Quote all of the data exactly as given. Skip every picture it contains.

........

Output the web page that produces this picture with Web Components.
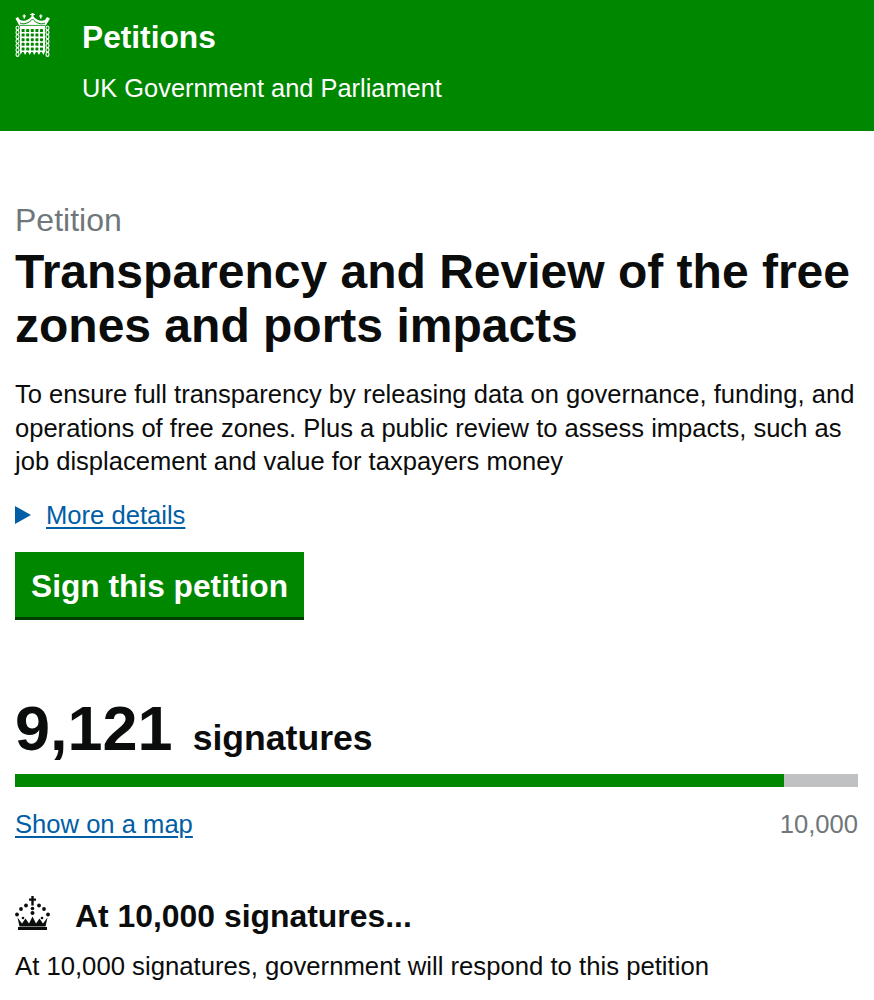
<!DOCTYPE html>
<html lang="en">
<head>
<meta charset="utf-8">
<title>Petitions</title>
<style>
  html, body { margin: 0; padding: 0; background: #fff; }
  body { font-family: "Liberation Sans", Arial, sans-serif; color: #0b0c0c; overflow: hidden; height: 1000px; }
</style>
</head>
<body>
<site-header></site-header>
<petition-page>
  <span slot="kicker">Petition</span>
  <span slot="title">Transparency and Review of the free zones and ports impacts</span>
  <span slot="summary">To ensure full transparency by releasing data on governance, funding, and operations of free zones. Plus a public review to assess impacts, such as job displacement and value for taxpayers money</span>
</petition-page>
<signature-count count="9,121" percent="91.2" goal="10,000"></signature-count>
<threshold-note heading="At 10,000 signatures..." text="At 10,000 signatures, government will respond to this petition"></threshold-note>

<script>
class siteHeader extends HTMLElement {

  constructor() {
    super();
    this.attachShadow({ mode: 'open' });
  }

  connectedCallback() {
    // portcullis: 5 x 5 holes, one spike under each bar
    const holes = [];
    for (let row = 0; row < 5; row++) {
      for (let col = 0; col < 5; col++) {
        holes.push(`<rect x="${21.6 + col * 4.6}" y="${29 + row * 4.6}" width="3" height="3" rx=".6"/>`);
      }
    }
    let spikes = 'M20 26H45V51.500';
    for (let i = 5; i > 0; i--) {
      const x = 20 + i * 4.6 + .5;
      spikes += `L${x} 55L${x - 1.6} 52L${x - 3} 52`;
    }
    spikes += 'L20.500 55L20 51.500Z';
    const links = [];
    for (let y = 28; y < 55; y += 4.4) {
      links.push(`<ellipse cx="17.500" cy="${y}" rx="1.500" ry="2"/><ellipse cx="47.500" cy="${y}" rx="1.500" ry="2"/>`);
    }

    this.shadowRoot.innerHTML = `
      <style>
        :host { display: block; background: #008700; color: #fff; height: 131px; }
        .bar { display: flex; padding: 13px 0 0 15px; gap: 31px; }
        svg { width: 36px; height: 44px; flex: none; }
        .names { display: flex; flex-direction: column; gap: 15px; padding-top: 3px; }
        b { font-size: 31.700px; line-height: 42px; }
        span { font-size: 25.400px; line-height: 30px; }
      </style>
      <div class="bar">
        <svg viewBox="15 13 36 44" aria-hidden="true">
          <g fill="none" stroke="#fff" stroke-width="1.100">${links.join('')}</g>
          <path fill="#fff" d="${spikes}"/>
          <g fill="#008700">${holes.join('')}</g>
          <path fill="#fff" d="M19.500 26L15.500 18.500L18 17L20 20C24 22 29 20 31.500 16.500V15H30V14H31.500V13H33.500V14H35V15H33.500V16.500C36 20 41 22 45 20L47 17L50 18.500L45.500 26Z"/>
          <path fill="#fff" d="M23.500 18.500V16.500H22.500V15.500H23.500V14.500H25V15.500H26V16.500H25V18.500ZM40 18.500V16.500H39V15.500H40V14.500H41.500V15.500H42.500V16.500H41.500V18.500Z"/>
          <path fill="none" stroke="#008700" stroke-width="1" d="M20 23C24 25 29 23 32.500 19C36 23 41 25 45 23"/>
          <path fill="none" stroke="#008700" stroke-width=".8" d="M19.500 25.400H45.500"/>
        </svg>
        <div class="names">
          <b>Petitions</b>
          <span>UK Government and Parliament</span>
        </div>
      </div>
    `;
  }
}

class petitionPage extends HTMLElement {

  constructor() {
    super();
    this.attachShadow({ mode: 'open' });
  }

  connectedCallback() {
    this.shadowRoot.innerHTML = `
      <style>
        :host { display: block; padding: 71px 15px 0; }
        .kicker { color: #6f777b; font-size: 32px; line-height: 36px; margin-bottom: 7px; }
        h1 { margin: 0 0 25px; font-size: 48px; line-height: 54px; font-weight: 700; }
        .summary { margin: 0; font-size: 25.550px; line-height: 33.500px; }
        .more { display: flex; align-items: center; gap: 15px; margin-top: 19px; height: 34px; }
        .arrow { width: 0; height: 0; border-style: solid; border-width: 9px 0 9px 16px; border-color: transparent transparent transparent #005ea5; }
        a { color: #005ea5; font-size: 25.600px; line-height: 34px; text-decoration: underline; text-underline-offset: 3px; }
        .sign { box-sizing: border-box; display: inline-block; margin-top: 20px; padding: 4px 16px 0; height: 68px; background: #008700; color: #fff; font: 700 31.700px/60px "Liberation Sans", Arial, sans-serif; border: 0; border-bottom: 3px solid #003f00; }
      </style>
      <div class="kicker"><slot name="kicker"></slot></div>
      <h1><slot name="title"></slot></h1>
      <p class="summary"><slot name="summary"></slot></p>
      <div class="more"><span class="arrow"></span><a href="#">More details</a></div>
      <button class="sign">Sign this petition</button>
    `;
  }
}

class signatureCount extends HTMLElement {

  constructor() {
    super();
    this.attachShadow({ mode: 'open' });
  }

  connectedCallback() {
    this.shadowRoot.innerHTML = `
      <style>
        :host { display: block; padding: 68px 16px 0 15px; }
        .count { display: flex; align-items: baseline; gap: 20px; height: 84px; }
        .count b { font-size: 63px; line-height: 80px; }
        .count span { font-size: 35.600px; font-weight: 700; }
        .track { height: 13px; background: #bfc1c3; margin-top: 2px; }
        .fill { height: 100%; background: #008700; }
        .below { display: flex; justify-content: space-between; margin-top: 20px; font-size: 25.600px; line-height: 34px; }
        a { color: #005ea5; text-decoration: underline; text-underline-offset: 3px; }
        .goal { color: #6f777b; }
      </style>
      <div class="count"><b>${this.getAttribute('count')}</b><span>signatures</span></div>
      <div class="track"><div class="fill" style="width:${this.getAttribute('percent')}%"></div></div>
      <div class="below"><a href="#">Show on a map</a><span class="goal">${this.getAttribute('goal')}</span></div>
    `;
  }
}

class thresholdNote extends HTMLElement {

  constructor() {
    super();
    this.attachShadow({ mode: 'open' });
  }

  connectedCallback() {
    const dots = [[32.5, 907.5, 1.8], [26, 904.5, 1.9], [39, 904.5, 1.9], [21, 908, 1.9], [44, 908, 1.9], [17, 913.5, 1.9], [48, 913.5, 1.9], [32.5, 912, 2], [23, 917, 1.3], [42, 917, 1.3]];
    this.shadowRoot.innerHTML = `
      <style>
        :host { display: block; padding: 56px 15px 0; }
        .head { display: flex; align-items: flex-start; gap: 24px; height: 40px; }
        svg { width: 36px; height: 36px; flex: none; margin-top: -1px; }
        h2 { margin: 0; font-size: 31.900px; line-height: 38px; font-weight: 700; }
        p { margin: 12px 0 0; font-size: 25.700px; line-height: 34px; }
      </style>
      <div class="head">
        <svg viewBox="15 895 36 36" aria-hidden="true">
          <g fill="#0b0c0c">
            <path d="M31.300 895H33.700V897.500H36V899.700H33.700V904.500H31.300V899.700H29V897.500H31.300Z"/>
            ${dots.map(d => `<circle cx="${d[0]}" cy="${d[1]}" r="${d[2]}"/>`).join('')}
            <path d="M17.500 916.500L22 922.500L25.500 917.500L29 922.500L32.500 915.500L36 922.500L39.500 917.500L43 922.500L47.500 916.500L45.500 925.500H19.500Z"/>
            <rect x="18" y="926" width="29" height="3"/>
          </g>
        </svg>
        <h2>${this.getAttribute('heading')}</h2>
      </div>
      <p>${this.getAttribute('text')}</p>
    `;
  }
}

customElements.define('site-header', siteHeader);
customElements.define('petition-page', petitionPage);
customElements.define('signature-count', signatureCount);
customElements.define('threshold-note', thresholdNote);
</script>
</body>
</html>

........

→ **Written solution**
Output the web page that produces this picture with Web Components.
<!DOCTYPE html>
<html lang="en">
<head>
<meta charset="utf-8">
<title>Petitions</title>
<style>
  html, body { margin: 0; padding: 0; background: #fff; }
  body { font-family: "Liberation Sans", Arial, sans-serif; color: #0b0c0c; overflow: hidden; height: 1000px; }
</style>
</head>
<body>
<site-header></site-header>
<petition-page>
  <span slot="kicker">Petition</span>
  <span slot="title">Transparency and Review of the free zones and ports impacts</span>
  <span slot="summary">To ensure full transparency by releasing data on governance, funding, and operations of free zones. Plus a public review to assess impacts, such as job displacement and value for taxpayers money</span>
</petition-page>
<signature-count count="9,121" percent="91.2" goal="10,000"></signature-count>
<threshold-note heading="At 10,000 signatures..." text="At 10,000 signatures, government will respond to this petition"></threshold-note>

<script>
class siteHeader extends HTMLElement {

  constructor() {
    super();
    this.attachShadow({ mode: 'open' });
  }

  connectedCallback() {
    // portcullis: 5 x 5 holes, one spike under each bar
    const holes = [];
    for (let row = 0; row < 5; row++) {
      for (let col = 0; col < 5; col++) {
        holes.push(`<rect x="${21.6 + col * 4.6}" y="${29 + row * 4.6}" width="3" height="3" rx=".6"/>`);
      }
    }
    let spikes = 'M20 26H45V51.500';
    for (let i = 5; i > 0; i--) {
      const x = 20 + i * 4.6 + .5;
      spikes += `L${x} 55L${x - 1.6} 52L${x - 3} 52`;
    }
    spikes += 'L20.500 55L20 51.500Z';
    const links = [];
    for (let y = 28; y < 55; y += 4.4) {
      links.push(`<ellipse cx="17.500" cy="${y}" rx="1.500" ry="2"/><ellipse cx="47.500" cy="${y}" rx="1.500" ry="2"/>`);
    }

    this.shadowRoot.innerHTML = `
      <style>
        :host { display: block; background: #008700; color: #fff; height: 131px; }
        .bar { display: flex; padding: 13px 0 0 15px; gap: 31px; }
        svg { width: 36px; height: 44px; flex: none; }
        .names { display: flex; flex-direction: column; gap: 15px; padding-top: 3px; }
        b { font-size: 31.700px; line-height: 42px; }
        span { font-size: 25.400px; line-height: 30px; }
      </style>
      <div class="bar">
        <svg viewBox="15 13 36 44" aria-hidden="true">
          <g fill="none" stroke="#fff" stroke-width="1.100">${links.join('')}</g>
          <path fill="#fff" d="${spikes}"/>
          <g fill="#008700">${holes.join('')}</g>
          <path fill="#fff" d="M19.500 26L15.500 18.500L18 17L20 20C24 22 29 20 31.500 16.500V15H30V14H31.500V13H33.500V14H35V15H33.500V16.500C36 20 41 22 45 20L47 17L50 18.500L45.500 26Z"/>
          <path fill="#fff" d="M23.500 18.500V16.500H22.500V15.500H23.500V14.500H25V15.500H26V16.500H25V18.500ZM40 18.500V16.500H39V15.500H40V14.500H41.500V15.500H42.500V16.500H41.500V18.500Z"/>
          <path fill="none" stroke="#008700" stroke-width="1" d="M20 23C24 25 29 23 32.500 19C36 23 41 25 45 23"/>
          <path fill="none" stroke="#008700" stroke-width=".8" d="M19.500 25.400H45.500"/>
        </svg>
        <div class="names">
          <b>Petitions</b>
          <span>UK Government and Parliament</span>
        </div>
      </div>
    `;
  }
}

class petitionPage extends HTMLElement {

  constructor() {
    super();
    this.attachShadow({ mode: 'open' });
  }

  connectedCallback() {
    this.shadowRoot.innerHTML = `
      <style>
        :host { display: block; padding: 71px 15px 0; }
        .kicker { color: #6f777b; font-size: 32px; line-height: 36px; margin-bottom: 7px; }
        h1 { margin: 0 0 25px; font-size: 48px; line-height: 54px; font-weight: 700; }
        .summary { margin: 0; font-size: 25.550px; line-height: 33.500px; }
        .more { display: flex; align-items: center; gap: 15px; margin-top: 19px; height: 34px; }
        .arrow { width: 0; height: 0; border-style: solid; border-width: 9px 0 9px 16px; border-color: transparent transparent transparent #005ea5; }
        a { color: #005ea5; font-size: 25.600px; line-height: 34px; text-decoration: underline; text-underline-offset: 3px; }
        .sign { box-sizing: border-box; display: inline-block; margin-top: 20px; padding: 4px 16px 0; height: 68px; background: #008700; color: #fff; font: 700 31.700px/60px "Liberation Sans", Arial, sans-serif; border: 0; border-bottom: 3px solid #003f00; }
      </style>
      <div class="kicker"><slot name="kicker"></slot></div>
      <h1><slot name="title"></slot></h1>
      <p class="summary"><slot name="summary"></slot></p>
      <div class="more"><span class="arrow"></span><a href="#">More details</a></div>
      <button class="sign">Sign this petition</button>
    `;
  }
}

class signatureCount extends HTMLElement {

  constructor() {
    super();
    this.attachShadow({ mode: 'open' });
  }

  connectedCallback() {
    this.shadowRoot.innerHTML = `
      <style>
        :host { display: block; padding: 68px 16px 0 15px; }
        .count { display: flex; align-items: baseline; gap: 20px; height: 84px; }
        .count b { font-size: 63px; line-height: 80px; }
        .count span { font-size: 35.600px; font-weight: 700; }
        .track { height: 13px; background: #bfc1c3; margin-top: 2px; }
        .fill { height: 100%; background: #008700; }
        .below { display: flex; justify-content: space-between; margin-top: 20px; font-size: 25.600px; line-height: 34px; }
        a { color: #005ea5; text-decoration: underline; text-underline-offset: 3px; }
        .goal { color: #6f777b; }
      </style>
      <div class="count"><b>${this.getAttribute('count')}</b><span>signatures</span></div>
      <div class="track"><div class="fill" style="width:${this.getAttribute('percent')}%"></div></div>
      <div class="below"><a href="#">Show on a map</a><span class="goal">${this.getAttribute('goal')}</span></div>
    `;
  }
}

class thresholdNote extends HTMLElement {

  constructor() {
    super();
    this.attachShadow({ mode: 'open' });
  }

  connectedCallback() {
    const dots = [[32.5, 907.5, 1.8], [26, 904.5, 1.9], [39, 904.5, 1.9], [21, 908, 1.9], [44, 908, 1.9], [17, 913.5, 1.9], [48, 913.5, 1.9], [32.5, 912, 2], [23, 917, 1.3], [42, 917, 1.3]];
    this.shadowRoot.innerHTML = `
      <style>
        :host { display: block; padding: 56px 15px 0; }
        .head { display: flex; align-items: flex-start; gap: 24px; height: 40px; }
        svg { width: 36px; height: 36px; flex: none; margin-top: -1px; }
        h2 { margin: 0; font-size: 31.900px; line-height: 38px; font-weight: 700; }
        p { margin: 12px 0 0; font-size: 25.700px; line-height: 34px; }
      </style>
      <div class="head">
        <svg viewBox="15 895 36 36" aria-hidden="true">
          <g fill="#0b0c0c">
            <path d="M31.300 895H33.700V897.500H36V899.700H33.700V904.500H31.300V899.700H29V897.500H31.300Z"/>
            ${dots.map(d => `<circle cx="${d[0]}" cy="${d[1]}" r="${d[2]}"/>`).join('')}
            <path d="M17.500 916.500L22 922.500L25.500 917.500L29 922.500L32.500 915.500L36 922.500L39.500 917.500L43 922.500L47.500 916.500L45.500 925.500H19.500Z"/>
            <rect x="18" y="926" width="29" height="3"/>
          </g>
        </svg>
        <h2>${this.getAttribute('heading')}</h2>
      </div>
      <p>${this.getAttribute('text')}</p>
    `;
  }
}

customElements.define('site-header', siteHeader);
customElements.define('petition-page', petitionPage);
customElements.define('signature-count', signatureCount);
customElements.define('threshold-note', thresholdNote);
</script>
</body>
</html>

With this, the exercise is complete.